Will the military direct his policy regarding Belize, we asked.

Gibson said: “The military will influence his policy positions on Belize. They should be expected to adhere to the Special Agreement to pursue going to the ICJ. It will be important to see who they appoint as foreign minister, but as in the case of Carlos Morales [ former Guatemalan foreign minister], that person will have to toe the military line.”

What are the options open to Belize in light of this new situation, Amandala wanted to know.

“It can be expected that Guatemala will adhere to the Special Agreement to take the dispute to the ICJ. It can be expected that Guatemala will exhibit low tolerance for actions by Belize to assert its sovereignty in the Sarstoon. It can be expected that Guatemala will reassure the world of its adherence to the CBMs,” Gibson replied.
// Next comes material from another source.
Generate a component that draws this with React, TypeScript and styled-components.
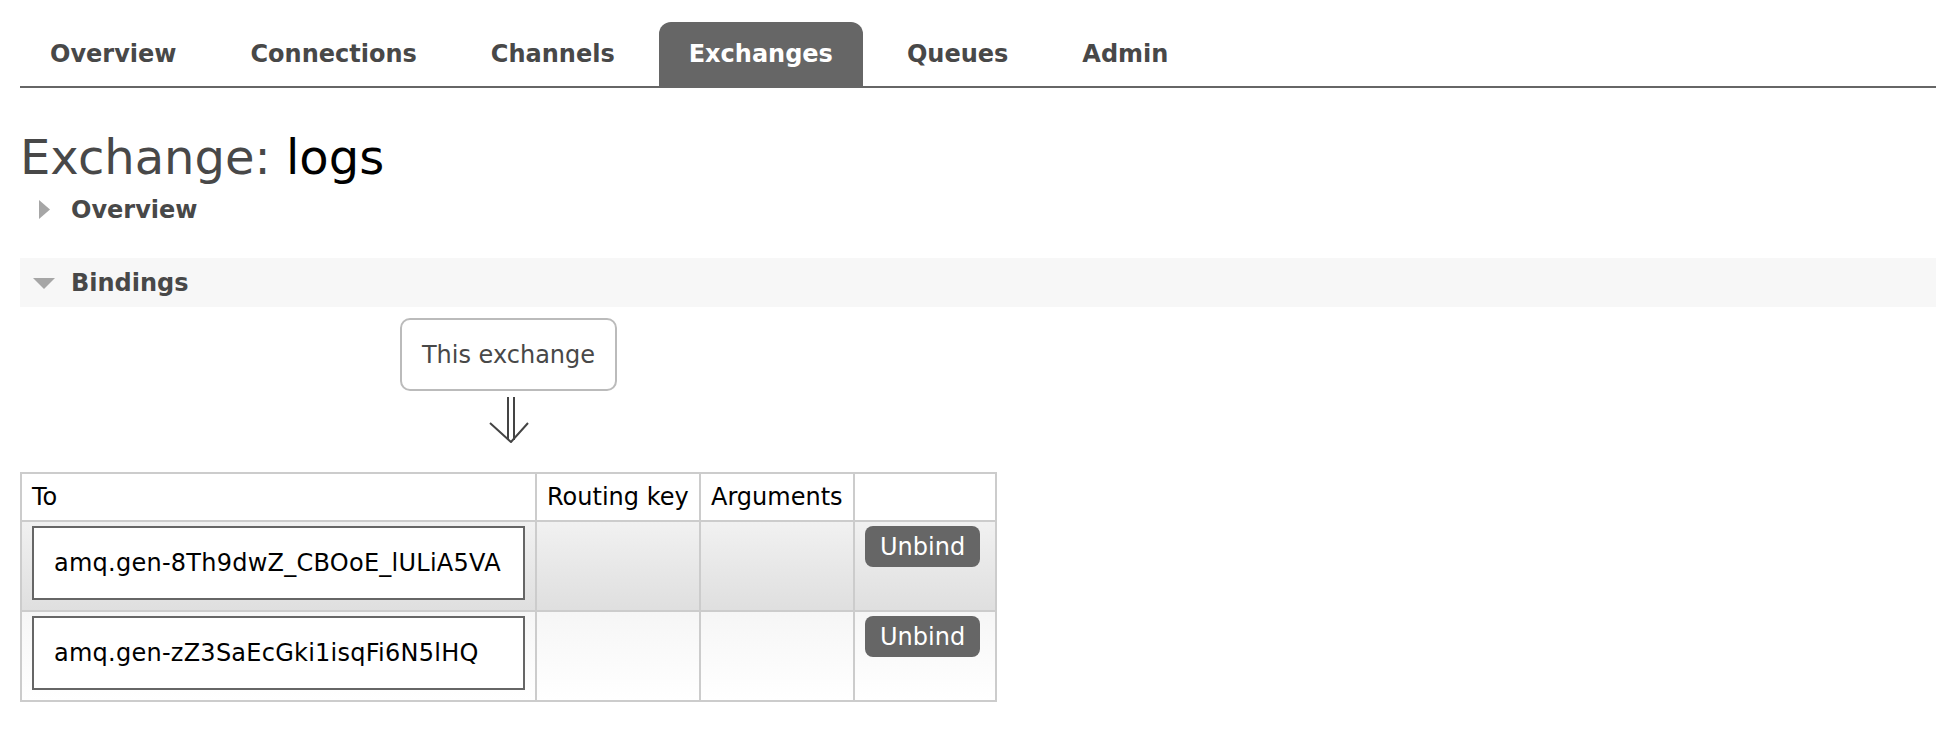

Gibson went on to add that “Belize needs to consider the following in the context of a comprehensive review of its diplomatic strategy with Guatemala, first, by insisting through the OAS for an immediate return to the status quo ante the Sarstoon assertion by Guatemala, with a cessation of BDF harassment on the river.

“Secondly, seriously assessing, the reliability of the OAS as the moderator of relations between the two countries. Relations have deteriorated in Guatemala’s favor and strong diplomatic work is required by Belize to restore the balance, with the support of the new OAS. If this is not achieved, Belize should seriously consider elevating the matter for attention by the United Nations Security Council, as it was advised to do in 2009, if there was a persistence of creeping Guatemalan aggression.”

“There should be accompanying international mobilization for support, in the US, UK and CARICOM, in the first instance,” Gibson said.